When this approach is enough, and when it is not

Usually enough for:

  • Consultants and agencies reporting to clients
  • Solo creators selling courses, newsletters, or services
  • Small businesses running email, social, SMS, and a bit of paid traffic
  • Teams that need cleaner campaign reporting fast

May not be enough for:

  • Large ecommerce brands with heavy multi-touch attribution needs
  • Complex sales cycles across many devices and long timeframes
  • Organizations needing strict identity resolution across systems

But for many readers, the disciplined short-link method gets you most of the benefit for a fraction of the effort.

At a Glance: Comparison

Feature/Aspect Details Verdict
Single short link for all channels Simple to manage, but it blends email, social, SMS, and ads into one click count. Avoid if you want useful comparison.
Separate short link per channel and placement Keeps click data organized and makes apples-to-apples channel reporting much easier. Best practice for clear campaign tracking.
Relying only on GA4 for attribution Useful for on-site behavior, but often misses or mislabels traffic when referrers are stripped or scripts are blocked. Use as one layer, not the whole truth.

Conclusion

Attribution is messy in 2026, and it is not because you are bad at marketing or reporting. Platforms strip referrers. Privacy features hide parts of the journey. GA4, ad dashboards, CRMs, and basic shortener stats all measure different moments and use different rules. The smart move is not chasing perfect agreement.
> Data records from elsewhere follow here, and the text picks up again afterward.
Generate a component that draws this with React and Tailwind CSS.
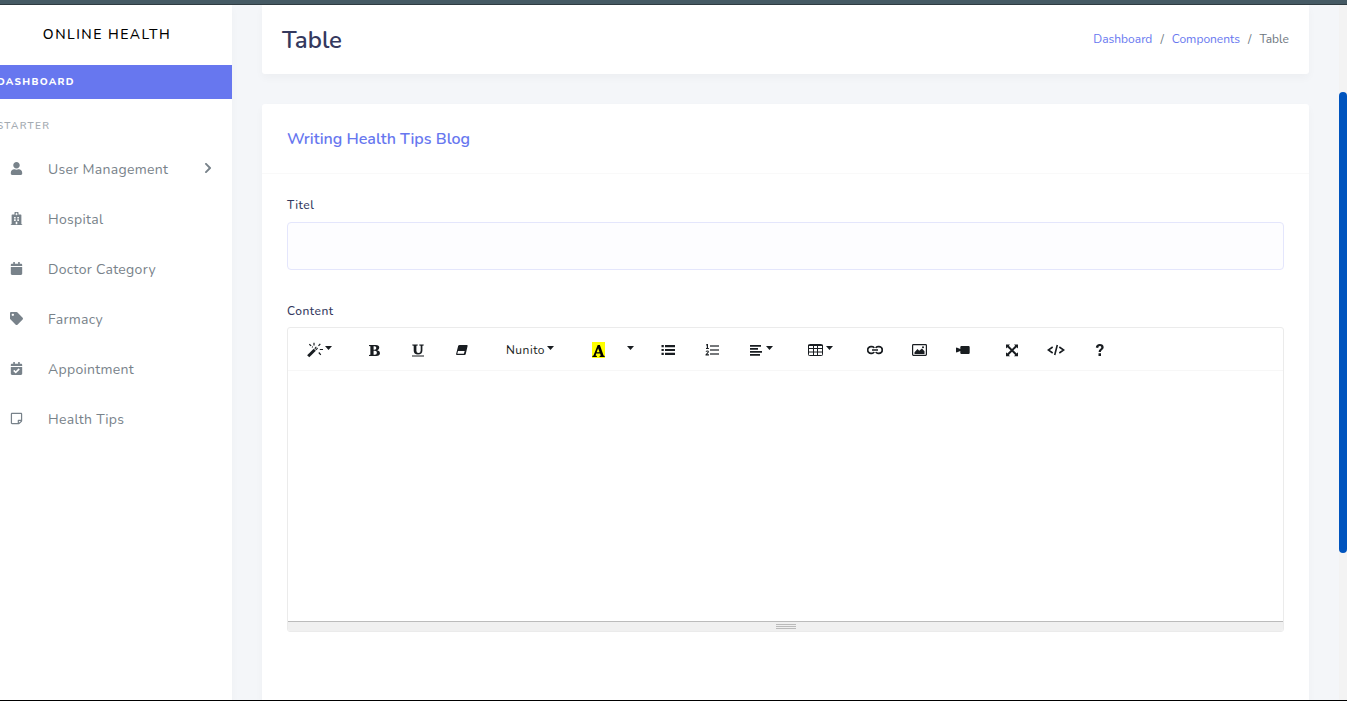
import React from "react";
import {
  FaUser,
  FaHospital,
  FaCalendar,
  FaTag,
  FaCalendarCheck,
  FaRegStickyNote,
  FaChevronRight,
} from "react-icons/fa";

const navItems = [
  { label: "User Management", icon: FaUser, expandable: true },
  { label: "Hospital", icon: FaHospital },
  { label: "Doctor Category", icon: FaCalendar },
  { label: "Farmacy", icon: FaTag },
  { label: "Appointment", icon: FaCalendarCheck },
  { label: "Health Tips", icon: FaRegStickyNote },
];

function Glyph({ children, className = "h-[14px] w-[14px]" }) {
  return (
    <svg viewBox="0 0 14 14" className={className} fill="currentColor" aria-hidden="true">
      {children}
    </svg>
  );
}

function Caret() {
  return (
    <svg viewBox="0 0 7 4" className="mb-1 h-1 w-[7px]" fill="currentColor" aria-hidden="true">
      <path d="M0 0h7L3.500 4z" />
    </svg>
  );
}

function Tool({ label, className = "w-11", children }) {
  return (
    <button
      type="button"
      aria-label={label}
      className={`flex h-8 items-center justify-center ${className}`}
    >
      {children}
    </button>
  );
}

function Group({ children }) {
  return <div className="flex">{children}</div>;
}

function Toolbar() {
  return (
    <div className="flex flex-wrap gap-[5px] border-b border-[#f7f7f7] px-1 pt-[6px] pb-1 text-[#191d21]">
      <Group>
        <Tool label="Style" className="w-[55px] gap-px">
          <svg viewBox="0 0 17 16" className="h-4 w-[17px]" fill="none" stroke="currentColor" aria-hidden="true">
            <path d="M1.200 14.300 7.800 7.700" strokeWidth="3" />
            <path d="M8.300 7.200 10 5.500" strokeWidth="2.800" />
            <path d="M8.600 6.900 10 5.500" stroke="white" strokeWidth="1" />
            <path d="M7 .8v2.700M2.300 2.300l1.900 1.600M13.300 1.800l-1.800 2M12.800 7.500h3.200M11.800 10.500l2 2.300M5 4.700l.8.600" strokeWidth="1.200" />
          </svg>
          <Caret />
        </Tool>
      </Group>
      <Group>
        <Tool label="Bold">
          <span className="font-['Liberation_Serif',serif] text-base font-black">
            <svg viewBox="0 0 12 12" className="h-[11px] w-[11px]" fill="currentColor" aria-hidden="true">
              <path
                fillRule="evenodd"
                d="M0 0h7.500Q11.200 0 11.200 2.900q0 2-2.200 2.700Q12 6.200 12 8.700 12 12 7.800 12H0v-1l1.500-.4V1.400L0 1zM5 1.300v3.800h1.200Q8 5.100 8 3.200 8 1.300 6.200 1.300zM5 6.400v4.200h1.500q2.100 0 2.100-2.100T6.500 6.400z"
              />
            </svg>
          </span>
        </Tool>
        <Tool label="Underline">
          <svg viewBox="0 0 12 13" className="h-[13px] w-3" fill="currentColor" aria-hidden="true">
            <path d="M.3.500h5.400v1l-1.300.3v5q0 2.300 2 2.300 2.300 0 2.300-2.500V1.800L7.300 1.500v-1h4.400v1l-1.300.3v4.700q0 3.900-4.400 3.900-4.300 0-4.300-3.600v-5L.3 1.500zM0 11.500h12v1H0z" />
          </svg>
        </Tool>
        <Tool label="Remove font style">
          <Glyph>
            <path
              fillRule="evenodd"
              d="M4.700 2h7.200q1 0 .7 1L10.700 11.200q-.3.800-1.200.8H1.900q-1 0-.8-1L3.200 2.800Q3.600 2 4.700 2zM3 8 2.300 10.800h6.500L9.700 8z"
            />
          </Glyph>
        </Tool>
      </Group>
      <Group>
        <Tool label="Font family" className="w-[82px] gap-[2px] text-xs tracking-[0.5px]">
          Nunito
          <Caret />
        </Tool>
      </Group>
      <Group>
        <Tool label="Recent color">
          <span className="mb-px flex h-4 w-[13px] items-end justify-center bg-[#ffff00] text-black">
            <svg viewBox="0 0 13 14" className="h-[14px] w-[13px]" fill="currentColor" aria-hidden="true">
              <path
                fillRule="evenodd"
                d="M5.700 1h2.200l3.700 10.500 1.100.4v1H7.600v-1l1.200-.3-.7-2H4.200l-.6 1.900 1.300.4v1H.3v-1l1.200-.4zM6.100 4.300 4.700 8.300h2.900z"
              />
            </svg>
          </span>
        </Tool>
        <Tool label="More color" className="w-[21px]">
          <Caret />
        </Tool>
      </Group>
      <Group>
        <Tool label="Unordered list">
          <Glyph>
            <path d="M4 2h10v2.200H4zM4 5.900h10v2.200H4zM4 9.800h10V12H4zM.5 2h2.300v2.200H.5zM.5 5.900h2.300v2.200H.5zM.5 9.800h2.300V12H.5z" />
          </Glyph>
        </Tool>
        <Tool label="Ordered list">
          <Glyph>
            <path d="M5 2h9v2H5zM5 6h9v2H5zM5 10h9v2H5z" opacity=".6" />
            <path d="M1 1.600 2.200 1H3v4h.9v1H1V5h.8V2.300L1 2.600zM.6 8.600q.4-1.100 1.800-1.100 1.500 0 1.500 1.200 0 .9-1.700 2.500H4v1.200H.5v-1q2.200-2 2.200-2.600 0-.5-.5-.5-.5 0-.7.600z" />
          </Glyph>
        </Tool>
        <Tool label="Paragraph" className="w-[53px] gap-[3px]">
          <Glyph>
            <path d="M1 2h11v1.800H1zM1 5h8v1.800H1zM1 8h12v1.800H1zM1 11h10v1.800H1z" />
          </Glyph>
          <Caret />
        </Tool>
      </Group>
      <Group>
        <Tool label="Table" className="w-14 gap-[3px]">
          <svg viewBox="0 0 15 12" className="h-3 w-[15px]" fill="none" stroke="currentColor" aria-hidden="true">
            <rect x=".5" y=".5" width="14" height="11" rx=".8" />
            <path d="M5.500 0v12M9.500 0v12M0 1.500h15M0 4.500h15M0 8h15" />
          </svg>
          <Caret />
        </Tool>
      </Group>
      <Group>
        <Tool label="Link">
          <svg viewBox="0 0 16 10" className="h-[10px] w-4" fill="none" stroke="currentColor" strokeWidth="1.700" aria-hidden="true">
            <path d="M7.200 3Q6.600 1.700 5 1.700H4a3.200 3.200 0 0 0 0 6.600h1q1.600 0 2.200-1.300M8.800 7q.6 1.300 2.200 1.300h1a3.200 3.200 0 0 0 0-6.600h-1Q9.400 1.700 8.800 3M5 5h6" />
          </svg>
        </Tool>
        <Tool label="Picture">
          <svg viewBox="0 0 15 12" className="h-3 w-[15px]" fill="currentColor" aria-hidden="true">
            <rect x=".6" y=".6" width="13.800" height="10.800" rx=".8" fill="none" stroke="currentColor" strokeWidth="1.200" />
            <path d="M2.500 10V8.300L5.500 5l1.700 1.800L10 4.400l2.500 2.800V10z" />
            <circle cx="11" cy="3.300" r="1" />
          </svg>
        </Tool>
        <Tool label="Video">
          <Glyph>
            <path d="M5.500 3h7q1.200 0 1.200 1.200v5.600q0 1.200-1.200 1.200h-7q-1.200 0-1.200-1.200V8L.6 9.500Q0 9.500 0 8.800V5.200q0-.7.6-.7L4.300 6V4.200Q4.300 3 5.500 3z" />
          </Glyph>
        </Tool>
      </Group>
      <Group>
        <Tool label="Full screen">
          <Glyph>
            <path d="M1 1.500h4L3.800 2.800 7 6l3.200-3.200L9 1.500h4v4l-1.300-1.200L8.400 7.300l3.300 3.100L13 9.200v4H9l1.200-1.300L7 8.700l-3.200 3.200L5 13.200H1v-4l1.300 1.200 3.300-3.100-3.300-3L1 5.500z" />
          </Glyph>
        </Tool>
        <Tool label="Code view">
          <svg viewBox="0 0 18 12" className="h-3 w-[18px]" fill="none" stroke="currentColor" strokeWidth="1.600" aria-hidden="true">
            <path d="M5.700 3 1.300 6l4.400 3M12.300 3l4.400 3-4.400 3M10.300 1 7.700 11" />
          </svg>
        </Tool>
        <Tool label="Help">
          <Glyph>
            <path d="M2.800 4.500Q3.200 1 6.800 1t3.900 3.200q0 1.700-1.700 2.800-1.200.8-1.200 2H5.600q0-2 1.500-3 1.200-.8 1.200-1.700Q8.300 3 6.800 3T5.200 5zM5.500 10.300H8V13H5.500z" />
          </Glyph>
        </Tool>
      </Group>
    </div>
  );
}

function Sidebar() {
  return (
    <aside className="-ml-[18px] w-[250px] shrink-0 bg-white shadow-[0_4px_8px_rgba(0,0,0,0.03)]">
      <a
        href="#home"
        className="flex h-[60px] items-center justify-center text-sm font-medium tracking-[1.5px] text-black uppercase"
      >
        Online Health
      </a>
      <a
        href="#dashboard"
        className="flex h-[34px] items-center bg-[#6777ef] px-[15px] text-[10px] font-extrabold tracking-[1.3px] text-white uppercase"
      >
        Dashboard
      </a>
      <h2 className="flex h-[46px] items-center px-[15px] pt-2 text-[10px] font-semibold tracking-[1.3px] text-[#a4abb2] uppercase">
        Starter
      </h2>
      <nav>
        <ul>
          {navItems.map(({ label, icon: Icon, expandable }) => (
            <li key={label}>
              <a href="#nav" className="flex h-[50px] items-center pr-5 pl-7 text-[#78828a]">
                <Icon className="mr-[25px] mb-1 h-[13px] w-[13px]" />
                <span className="text-sm tracking-[0.3px]">{label}</span>
                {expandable && <FaChevronRight className="mb-1 ml-auto h-3 w-2" />}
              </a>
            </li>
          ))}
        </ul>
      </nav>
    </aside>
  );
}

export default function App() {
  return (
    <div className="flex h-screen flex-col overflow-hidden border-b border-black bg-[#f4f6f9] font-['Nunito','Open_Sans',sans-serif]">
      <div className="h-[5px] shrink-0 border-b border-[#2f3c42] bg-[#455a64]" />
      <div className="flex min-h-0 flex-1">
        <Sidebar />
        <main className="flex min-w-0 flex-1 flex-col gap-[30px] px-[30px]">
          <header className="flex h-[69px] shrink-0 items-center justify-between rounded-b-[3px] bg-white px-5 shadow-[0_4px_8px_rgba(0,0,0,0.03)]">
            <h1 className="text-2xl font-semibold text-[#34395e]">Table</h1>
            <nav aria-label="Breadcrumb">
              <ol className="flex gap-2 pb-px text-xs text-[#6c757d]">
                <li>
                  <a href="#dashboard" className="text-[#6777ef]">Dashboard</a>
                </li>
                <li aria-hidden="true">/</li>
                <li>
                  <a href="#components" className="text-[#6777ef]">Components</a>
                </li>
                <li aria-hidden="true">/</li>
                <li>Table</li>
              </ol>
            </nav>
          </header>

          <section className="flex-1 rounded-t-[3px] bg-white shadow-[0_4px_8px_rgba(0,0,0,0.03)]">
            <div className="flex h-[70px] items-center border-b border-[#f9f9f9] px-[25px]">
              <h2 className="text-base font-semibold text-[#6777ef]">Writing Health Tips Blog</h2>
            </div>
            <form className="px-[25px] pt-[22px]">
              <label htmlFor="title" className="block text-xs leading-[18px] font-medium tracking-[0.5px] text-[#34395e]">
                Titel
              </label>
              <input
                id="title"
                type="text"
                className="mt-2 block h-12 w-full rounded border border-[#e4e6fc] bg-[#fdfdff] px-4 text-sm outline-none"
              />
              <label htmlFor="content" className="mt-8 block text-xs leading-[18px] font-medium tracking-[0.5px] text-[#34395e]">
                Content
              </label>
              <div className="mt-[7px] overflow-hidden rounded-[3px] border border-[#ebebeb]">
                <Toolbar />
                <textarea id="content" className="block h-[250px] w-full resize-none p-2 text-sm outline-none" />
                <div className="flex h-[10px] flex-col items-center gap-px border-t border-[#bbbbbb] bg-[#f0f0f0] pt-[2px]">
                  <span className="h-0 w-5 border-t border-[#bbbbbb]" />
                  <span className="h-0 w-5 border-t border-[#bbbbbb]" />
                  <span className="h-0 w-5 border-t border-[#bbbbbb]" />
                </div>
              </div>
            </form>
          </section>
        </main>
        <div className="flex w-2 shrink-0 flex-col bg-[#f3f3f3]" aria-hidden="true">
          <div className="grow-[87]" />
          <div className="grow-[461] rounded bg-[#0054be]" />
          <div className="grow-[147]" />
        </div>
      </div>
    </div>
  );
}
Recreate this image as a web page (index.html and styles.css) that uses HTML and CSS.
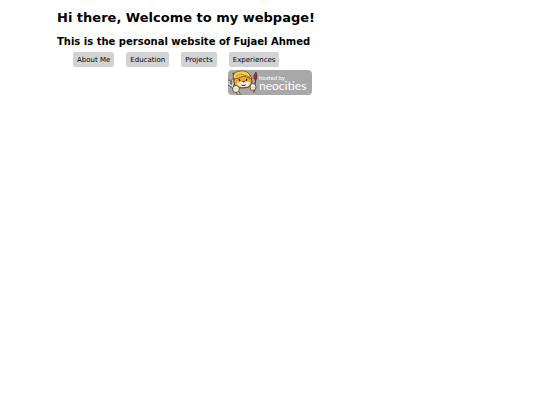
FILE: index.html
```
<!DOCTYPE html>
<html lang="en">

<head>
    <meta charset="UTF-8">
    <meta name="viewport" content="width=device-width, initial-scale=1.0">
    <title>Fujael Ahmed</title>
    <link rel="stylesheet" href="styles.css">
</head>

<body>
    <div class="container">
        <h1>Hi there, Welcome to my webpage!</h1>
        <h2>This is the personal website of Fujael Ahmed</h2>

        <nav class="menu">
            <button type="button">About Me</button>
            <button type="button">Education</button>
            <button type="button">Projects</button>
            <button type="button">Experiences</button>
        </nav>

        <a class="hosted" href="https://neocities.org">
            <!-- cat with a wrench and a paintbrush -->
            <svg class="cat" viewBox="0 0 30 25" aria-hidden="true">
                <path d="M1 11v3l3 2 7 8M5 10v4l-1 2" fill="none" stroke="#40454b" stroke-width="3" stroke-linecap="round" />
                <path d="M1 11v3l3 2 7 8M5 10v4l-1 2" fill="none" stroke="#d4dade" stroke-width="1.6" stroke-linecap="round" />
                <path d="M28 7l-2 15" fill="none" stroke="#6b3030" stroke-width="1.3" stroke-linecap="round" />
                <path d="M28 2q2 4 0 8l-2-1q-1-4 2-7z" fill="#a3303a" stroke="#44272a" stroke-width=".6" />
                <path d="M6 9L5 3l5 1q6-3 12 1l2 6q0 7-9 7-9 0-9-6z" fill="#f5a13a" stroke="#382719" stroke-width=".8" />
                <path d="M5 6q1-4 7-5 7-1 10 4l2 4-8-3-6 2-4 1z" fill="#f5cf45" stroke="#6c481d" stroke-width=".8" />
                <path d="M8 6l5-2 9 3" fill="none" stroke="#a37324" stroke-width=".7" />
                <path d="M9 13q4-2 6-1 4-1 7 0 0 5-6 5-6 0-7-4z" fill="#fff3df" />
                <path d="M11 9l1 2M19 9l-1 2" stroke="#241c19" stroke-width="1.3" />
                <path d="M14 11h3l-1 2zM13 14q2 2 5 0l-1 2h-3z" fill="#7c2924" />
                <ellipse cx="8" cy="19" rx="3.4" ry="3.4" fill="#fff8e9" stroke="#4a3523" stroke-width=".8" />
                <ellipse cx="25" cy="17" rx="3" ry="3.4" fill="#fff8e9" stroke="#4a3523" stroke-width=".8" />
                <path d="M7 18v2M9 18v2M24 16v2M26 16v2" stroke="#b88b52" stroke-width=".5" />
            </svg>
            <span class="hosted-text">
                <span class="hosted-by">hosted by</span>
                <span class="hosted-name">neocities</span>
            </span>
        </a>
    </div>
</body>

</html>
```

FILE: styles.css
```
body {
    margin: 0;
    background-color: #ffffff;
    color: #000000;
    font-family: Verdana, "DejaVu Sans", sans-serif;
}

.container {
    display: flex;
    flex-direction: column;
    padding: 9px 57px;
}

h1 {
    margin: 0;
    font-size: 13px;
    line-height: 18px;
}

h2 {
    margin: 8px 0 0;
    font-size: 10px;
    line-height: 13px;
}

.menu {
    display: flex;
    gap: 12px;
    margin-top: 4px;
    padding-left: 16px;
}

.menu button {
    border: none;
    border-radius: 2px;
    padding: 4px 4px 3px;
    background-color: #d3d3d3;
    color: #000000;
    font-family: inherit;
    font-size: 7px;
    line-height: 8px;
    cursor: pointer;
}

.menu button:hover {
    background-color: #bbbbbb;
}

.hosted {
    display: flex;
    align-self: flex-start;
    margin: 3px 0 0 171px;
    padding-right: 6px;
    border-radius: 4px;
    background-color: #a8a8a8;
    color: #ffffff;
    text-decoration: none;
}

.cat {
    width: 30px;
    height: 25px;
}

.hosted-text {
    display: flex;
    flex-direction: column;
    padding: 4px 0 0 1px;
    font-family: Lato, sans-serif;
}

.hosted-by {
    font-size: 6px;
    line-height: 7px;
}

.hosted-name {
    font-size: 12px;
    line-height: 10px;
}
```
It is building a practical system where your short links act as traffic controllers, not disposable utilities. Once you do that, cross channel link tracking with URL shorteners becomes much easier to manage. Small teams and solo creators can compare channels more fairly, explain results in plain language to clients or stakeholders, and avoid paying for giant analytics tools before they truly need them. If your current reports feel like four people telling four different stories, start with the links. That is often where the clarity begins.